───── Provided data
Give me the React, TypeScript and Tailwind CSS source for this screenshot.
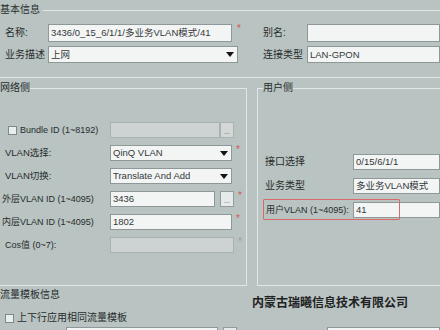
import React from "react";

const Arrow = () => (
  <svg width="8" height="5" viewBox="0 0 8 5" className="shrink-0">
    <path d="M0 0H8L4 5Z" fill="#151515" />
  </svg>
);

function TextBox({ className = "", text = "", disabled = false }: { className?: string; text?: string; disabled?: boolean }) {
  return (
    <div
      className={`border flex items-center px-[2px] overflow-hidden whitespace-nowrap text-[9.5px] ${
        disabled ? "bg-[#cdd3d2] border-[#a9b2b1]" : "bg-[#f3f5f5] border-[#8e9898]"
      } ${className}`}
    >
      <span className="text-[#333839]">{text}</span>
    </div>
  );
}

function Select({ className = "", text = "" }: { className?: string; text?: string }) {
  return (
    <div className={`border border-[#8e9898] bg-[#f3f5f5] flex items-center pl-[2px] pr-[3px] justify-between whitespace-nowrap text-[9.5px] ${className}`}>
      <span className="text-[#333839]">{text}</span>
      <Arrow />
    </div>
  );
}

function Dots({ disabled = false, empty = false }: { disabled?: boolean; empty?: boolean }) {
  return (
    <div
      className={`w-[14px] h-full border flex items-end justify-center text-[7px] leading-[8px] pb-[1px] text-[#555] ${
        disabled ? "bg-[#d3d8d7] border-[#aab2b1]" : "bg-[#e6eaea] border-[#939c9b]"
      }`}
    >
      {empty ? null : "..."}
    </div>
  );
}

function Star({ faint = false }: { faint?: boolean }) {
  return (
    <span className={`w-[10px] self-start pl-[4px] leading-[10px] ${faint ? "text-[#a0a0a0]" : "text-[#d25a5a]"}`}>*</span>
  );
}

function CheckBox() {
  return <div className="w-[9px] h-[9px] border border-[#7d8888] bg-[#e9eded] shrink-0" />;
}

export default function App() {
  return (
    <div className="w-[440px] h-[330px] overflow-hidden bg-[#b9c3c1] text-[10px] leading-[14px] text-[#272c2d] font-['Liberation_Sans','Noto_Sans_CJK_SC',sans-serif] flex flex-col">
      {/* 基本信息 */}
      <div className="h-[78px] shrink-0 border-b border-[#e1e7e6] flex flex-col">
        <div className="h-[20px] flex items-center">
          <span className="pr-[3px]">基本信息</span>
          <div className="flex-1 border-t border-[#e1e7e6]" />
        </div>
        <div className="mt-[4px] h-[18px] flex items-center">
          <span className="w-[48px] pl-[5px] shrink-0">名称:</span>
          <TextBox className="w-[184px] h-full shrink-0" text="3436/0_15_6/1/1/多业务VLAN模式/41" />
          <span className="w-[31px] shrink-0 self-start pl-[5px] leading-[10px] text-[#d25a5a]">*</span>
          <span className="w-[44px] shrink-0">别名:</span>
          <TextBox className="flex-1 h-full" />
        </div>
        <div className="mt-[4px] h-[17px] flex items-center">
          <span className="w-[48px] pl-[5px] shrink-0">业务描述</span>
          <Select className="w-[190px] h-full shrink-0" text="上网" />
          <span className="w-[25px] shrink-0" />
          <span className="w-[44px] shrink-0">连接类型</span>
          <TextBox className="flex-1 h-full" text="LAN-GPON" />
        </div>
      </div>

      {/* panels */}
      <div className="flex gap-[10px] shrink-0 mt-[3px]">
        <fieldset className="w-[247px] h-[205px] border-t border-r border-b border-[#e1e7e6] min-w-0">
          <legend className="leading-[14px]">网络侧</legend>
          <div className="pt-[27px] flex flex-col gap-[7px]">
            <div className="h-[16px] flex items-center">
              <div className="w-[110px] flex items-center pl-[8px] gap-[3px] shrink-0 text-[9px] whitespace-nowrap">
                <CheckBox />
                <span>Bundle ID (1~8192)</span>
              </div>
              <TextBox className="w-[110px] h-full" disabled />
              <Dots disabled />
            </div>
            <div className="h-[16px] flex items-center">
              <span className="w-[110px] pl-[5px] shrink-0 text-[9.5px]">VLAN选择:</span>
              <Select className="w-[122px] h-full" text="QinQ VLAN" />
              <Star />
            </div>
            <div className="h-[16px] flex items-center">
              <span className="w-[110px] pl-[5px] shrink-0 text-[9.5px]">VLAN切换:</span>
              <Select className="w-[122px] h-full" text="Translate And Add" />
            </div>
            <div className="h-[16px] flex items-center">
              <span className="w-[110px] pl-[2px] shrink-0 whitespace-nowrap text-[9px]">外层VLAN ID (1~4095)</span>
              <TextBox className="w-[105px] h-full" text="3436" />
              <span className="w-[5px]" />
              <Dots />
              <Star />
            </div>
            <div className="h-[16px] flex items-center">
              <span className="w-[110px] pl-[2px] shrink-0 whitespace-nowrap text-[9px]">内层VLAN ID (1~4095)</span>
              <TextBox className="w-[122px] h-full" text="1802" />
              <Star />
            </div>
            <div className="h-[16px] flex items-center">
              <span className="w-[110px] pl-[5px] shrink-0 text-[9px]">Cos值 (0~7):</span>
              <TextBox className="w-[124px] h-full" disabled />
              <Star faint />
            </div>
          </div>
        </fieldset>

        <fieldset className="flex-1 h-[205px] border-t border-l border-b border-[#e1e7e6] pl-[5px] min-w-0">
          <legend className="leading-[14px]">用户侧</legend>
          <div className="pt-[59px] flex flex-col gap-[8px]">
            <div className="h-[16px] flex items-center">
              <span className="w-[90px] pl-[2px] shrink-0">接口选择</span>
              <TextBox className="flex-1 h-full" text="0/15/6/1/1" />
            </div>
            <div className="h-[16px] flex items-center">
              <span className="w-[90px] pl-[2px] shrink-0">业务类型</span>
              <TextBox className="flex-1 h-full" text="多业务VLAN模式" />
            </div>
            <div className="h-[16px] flex items-center relative">
              <span className="w-[90px] pl-[3px] shrink-0 whitespace-nowrap text-[9px]">用户VLAN (1~4095):</span>
              <TextBox className="flex-1 h-full" text="41" />
              <div className="absolute left-0 top-[-3px] w-[137px] h-[21px] border-[1.5px] border-[#d86a6a] rounded-[1px]" />
            </div>
          </div>
        </fieldset>
      </div>

      {/* 流量模板信息 */}
      <div className="relative flex-1 flex flex-col">
        <div className="h-[14px] mt-[2px] flex items-center">
          <span>流量模板信息</span>
        </div>
        <div className="mt-[10px] h-[12px] flex items-center pl-[5px] gap-[3px]">
          <CheckBox />
          <span>上下行应用相同流量模板</span>
        </div>
        <div className="mt-[3px] h-[16px] flex items-center">
          <span className="w-[66px] shrink-0" />
          <TextBox className="w-[152px] h-full" />
          <span className="w-[5px]" />
          <Dots empty />
          <span className="w-[90px]" />
          <TextBox className="flex-1 h-full" />
        </div>
        <div className="absolute left-[252px] top-[9px] text-[12px] leading-[16px] font-bold text-[#1e2223]">
          内蒙古瑞曦信息技术有限公司
        </div>
      </div>
    </div>
  );
}
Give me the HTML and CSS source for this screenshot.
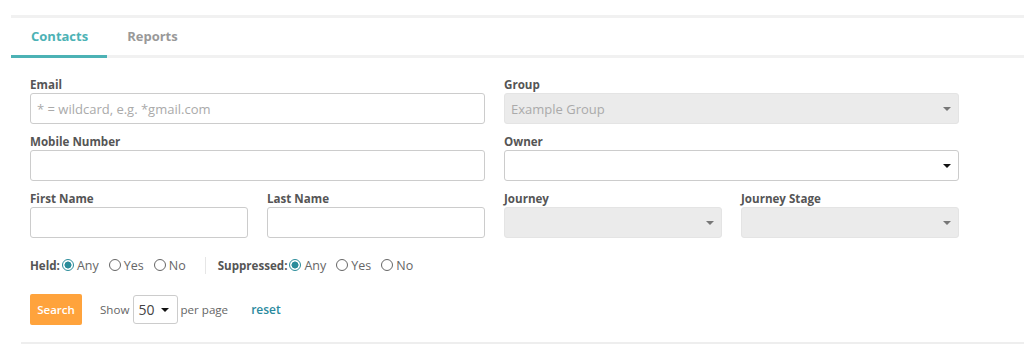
FILE: index.html
```html
<!DOCTYPE html>
<html>
<head>
<meta charset="utf-8">
<link rel="stylesheet" href="styles.css">
</head>
<body>
<div class="page">
  <nav class="tabs">
    <a class="tab active">Contacts</a>
    <a class="tab">Reports</a>
  </nav>
  <form class="form">
    <div class="grid">
      <div class="field span2">
        <label class="lbl">Email</label>
        <div class="input"><span class="ph">* = wildcard, e.g. *gmail.com</span></div>
      </div>
      <div class="field span2">
        <label class="lbl">Group</label>
        <div class="input select disabled"><span class="ph">Example Group</span><span class="caret grey"></span></div>
      </div>
      <div class="field span2">
        <label class="lbl">Mobile Number</label>
        <div class="input"></div>
      </div>
      <div class="field span2">
        <label class="lbl">Owner</label>
        <div class="input select"><span></span><span class="caret"></span></div>
      </div>
      <div class="field">
        <label class="lbl">First Name</label>
        <div class="input"></div>
      </div>
      <div class="field">
        <label class="lbl">Last Name</label>
        <div class="input"></div>
      </div>
      <div class="field">
        <label class="lbl">Journey</label>
        <div class="input select disabled"><span></span><span class="caret grey"></span></div>
      </div>
      <div class="field">
        <label class="lbl">Journey Stage</label>
        <div class="input select disabled"><span></span><span class="caret grey"></span></div>
      </div>
    </div>
    <div class="radios">
      <div class="rgroup">
        <span class="rlabel">Held:</span>
        <label class="opt"><input type="radio" name="held" checked><span>Any</span></label>
        <label class="opt"><input type="radio" name="held"><span>Yes</span></label>
        <label class="opt"><input type="radio" name="held"><span>No</span></label>
      </div>
      <span class="sep"></span>
      <div class="rgroup">
        <span class="rlabel">Suppressed:</span>
        <label class="opt"><input type="radio" name="sup" checked><span>Any</span></label>
        <label class="opt"><input type="radio" name="sup"><span>Yes</span></label>
        <label class="opt"><input type="radio" name="sup"><span>No</span></label>
      </div>
    </div>
    <div class="actions">
      <button type="button" class="btn">Search</button>
      <span class="muted show">Show</span>
      <div class="perpage"><span>50</span><span class="caret"></span></div>
      <span class="muted">per page</span>
      <a class="reset">reset</a>
    </div>
  </form>
  <div class="bottom-line"></div>
</div>
</body>
</html>
```

FILE: styles.css
```css
* { box-sizing: border-box; }
html, body { margin: 0; padding: 0; background: #fff; }
body {
  font-family: "Open Sans", "Noto Sans", "Liberation Sans", sans-serif;
  color: #555;
  width: 1024px;
  height: 346px;
  overflow: hidden;
}
.page { padding-top: 15px; }
.tabs {
  margin-left: 11px;
  border-top: 3px solid #f1f1f1;
  border-bottom: 3px solid #f1f1f1;
  display: flex;
  height: 43px;
}
.tab {
  display: block;
  padding: 0 19px 0 20px;
  height: 40px;
  line-height: 37px;
  font-size: 13px;
  font-weight: 700;
  color: #999;
}
.tab.active {
  color: #4cb2b5;
  border-bottom: 3px solid #4cb2b5;
}
.form { padding: 19px 0 0 30px; width: 989px; }
.grid {
  display: grid;
  grid-template-columns: repeat(4, 217.5px);
  column-gap: 19.5px;
  row-gap: 10px;
}
.span2 { grid-column: span 2; }
.lbl {
  display: block;
  font-size: 11.6px;
  font-weight: 700;
  line-height: 15px;
  height: 16px;
  color: #555;
}
.input {
  height: 31px;
  border: 1px solid #ccc;
  border-radius: 3px;
  background: #fff;
  display: flex;
  align-items: center;
  padding: 0 7px 0 6px;
  font-size: 13px;
}
.ph { color: #aaa; }
.select { justify-content: space-between; }
.disabled { background: #ebebeb; border-color: #e4e4e4; }
.caret {
  width: 0; height: 0;
  border-left: 4px solid transparent;
  border-right: 4px solid transparent;
  border-top: 4px solid #111;
}
.caret.grey { border-top-color: #777; }
.radios {
  display: flex;
  align-items: center;
  height: 18px;
  margin-top: 18px;
}
.rgroup { display: flex; align-items: center; }
.rlabel { font-size: 11.6px; font-weight: 700; color: #555; margin-right: 2px; }
.opt {
  display: flex;
  align-items: center;
  font-size: 12.5px;
  color: #666;
  margin-right: 10px;
}
.opt:last-child { margin-right: 0; }
.opt input {
  appearance: none;
  -webkit-appearance: none;
  margin: 0 3px 0 0;
  width: 12px; height: 12px;
  border: 1px solid #666;
  border-radius: 50%;
  background: #fff;
}
.opt input:checked {
  border-color: #2a8c9a;
  background: radial-gradient(circle, #2a8c9a 0 3.2px, #fff 3.8px);
}
.sep {
  width: 1px;
  height: 17px;
  background: #e6e6e6;
  margin: 0 12px 0 19px;
}
.actions {
  display: flex;
  align-items: center;
  margin-top: 20px;
  height: 31px;
}
.btn {
  height: 31px;
  width: 52px;
  border: 0;
  border-radius: 2px;
  background: #ffa33c;
  color: #fff;
  font-family: inherit;
  font-size: 11.5px;
  font-weight: 600;
  padding: 0;
}
.muted { font-size: 11.6px; color: #666; }
.show { margin-left: 18px; margin-right: 4px; }
.perpage {
  height: 29px;
  width: 45px;
  border: 1px solid #ccc;
  border-radius: 3px;
  display: flex;
  align-items: center;
  justify-content: space-between;
  padding: 0 8px 0 4px;
  font-size: 14px;
  color: #444;
  margin-right: 2px;
}
.reset {
  margin-left: 23px;
  font-size: 12px;
  font-weight: 600;
  color: #2a8a9e;
}
.bottom-line {
  margin: 17px 0 0 21px;
  height: 2px;
  background: #eeeeee;
}
```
──────────
> What is required
Return each line of the data that contains the string "React".

> Exercise output
Give me the React, TypeScript and Tailwind CSS source for this screenshot.
import React from "react";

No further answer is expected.